GW2 is another MMO which you kind of just follow along with the quests for the meat of the game. Same with final fantasy I think? They all seem to go along the same lines.
If WoW wasn’t an MMO, I’m pretty sure it wouldnt be as limited.
Which begs the question. Should Blizzard stop working on WoW and make a Warcraft version of Minecraft/Conan Exiles?
…hic!
More like:
Minecraft+Skyrim+Runescape
It mixes several games and does it in a great way.
And yeah OP, agreed, Valheim was amazing to play through, I wish Blizzard wasn’t so focused on streamlining our gameplay, and trying to force us into their own views of how the game should be played. That’s why people craved Classic and TBC, because back then you could just do what you wanted when you logged in, rather than “go do your calling, go do this weekly, go cap your vault…”
Shadowlands is an unfun mess. Blizz jumped the shark taking us into the death realms.
The story is whack. The acting is atrocious. The writing is laughable. THe dungeons are some of the worst in WoWs history.
The raid is alright but some of the boss mechanics are overbaked.
The expansion is worse than BFA. WoW is doomed if this team continues at the helm.
And?
Fortnite is a much different game than WoW, didn’t stop them from thinking putting a “where we droppin boys” BG (Seething Shore) in WoW was a good idea.
Blizzard always copies other gaming trends:
MoP = Farmville/facebook popularity
WoD = Player housing attempt
Legion = Mythic+ which Im told is a copy of a Diablo feature
BFA = Island Expeditions (original?) and Warfronts (an attempt at reviving WC3 play style)
SL = Torghast a copy of rogue-likes.
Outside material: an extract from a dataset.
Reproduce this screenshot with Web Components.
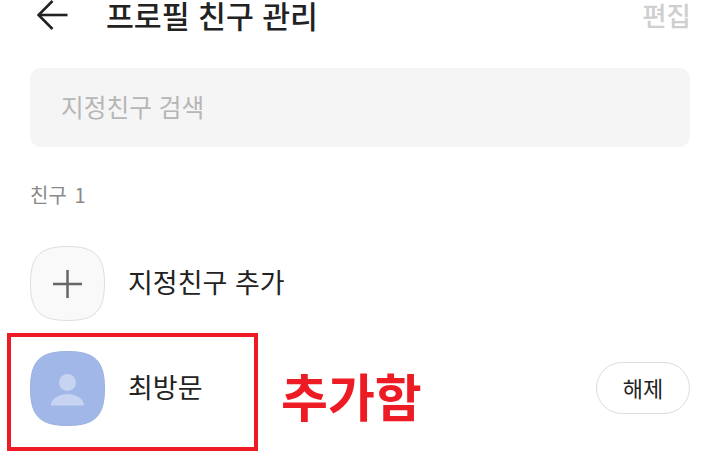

Devs were literally gushing about Hades for a year before SL launched on Twitter.
They follow the trends. If this Valheim thing really takes off its possible… but it has to have value and lore supportive aspects to be considered. Considering Valheims apparent similarity to Minecraft that Ship may have already sailed.
I’m just sitting here wanting a new Mage Tower Challenge /shrug
What, precisely, do you think that Blizzard should have learned from Valheim? What lessons, what things that it does? Precisely what is the answer to your OP title?
There’s nothing that Valheim does that other survival games haven’t already done. If Blizzard was to learn from a survival game, it ain’t gonna be Valheim.
I agree in some sense.
WoW’s current design leaves a lot to be desired. Its not bad, but just underwhelming. The overworld experience has been way too formulated, synthetic and theme parkish for the past 3 expansions. Shadowlands being the worst offender of them all.
I am not really sure who they are trying to cater to either. Because the people who just want this game to essentially be a lobby for raids and dungeons aren’t going to enjoy the world content no matter what you do.
Air drops = fortnite
Lol okay
Again you miss the point. Make the world in WoW feel more immersive, they’ve cut down the size of explorable areas in each expansion since WoD. They’re now just a means to get you to end game not areas to explore and find hidden gems/spots. Look at SL’s map compared to let’s say WotLK, the explorable area is huge compared to what we have now.
Well, I hope they learn from Civilization 6.
What do you mean it is a totally different game from another genre?
Wait. Are you telling me that if you avoid 100% of the endgame activities (dungeons, raid, pvp) there isn’t much to do? I’m shocked…
It needs to do that though because it’s a survival game. If you can’t ‘do your own thing’ and interact with the world in a large variety of ways in a survival game, you’re playing a piss poor survival game.
MMOs like WoW by comparison need a more rigid structure to them. You want that structure so you can keep people playing the game, because your business model relies on retention, not one off purchases.
WoW could benefit greatly from some sandboxish elements that put the world and universe front and center, but I doubt we’ll ever see that because there’s no way to twist and contort sandbox gameplay into something resembling an e-sport. If it’s not suitable as tournament material Blizzard isn’t interested.
Blizzard won’t hesitate to chase popular competitive games, like with War Mode chest drops aping Fortnite, but stuff like Breath of the Wild and Valheim may as well not exist when it comes to influencing game design.
BS
Kul’tiras and Zandalar feel massive even with flying. And like I said…
For reasons I’ve already stated and the size of zones are primarily dependent on the player. MoP zones are gigantic, yet a good portion of them feel decently barren, to me at least. Compared to the Legion zones where I know the zones pretty f-ing well from the Class Campaigns.
Shadowlands is also in the odd position of being the first “content” so to speak that’s not directly tied next to each other. Cause they are suppose to be their own separate planes of existence for the Shadowlands.
Comparing that to, WoW’s better continents in Northrend is either a bad comparison or at least an unfair one in any case primarily towards Shadowlands.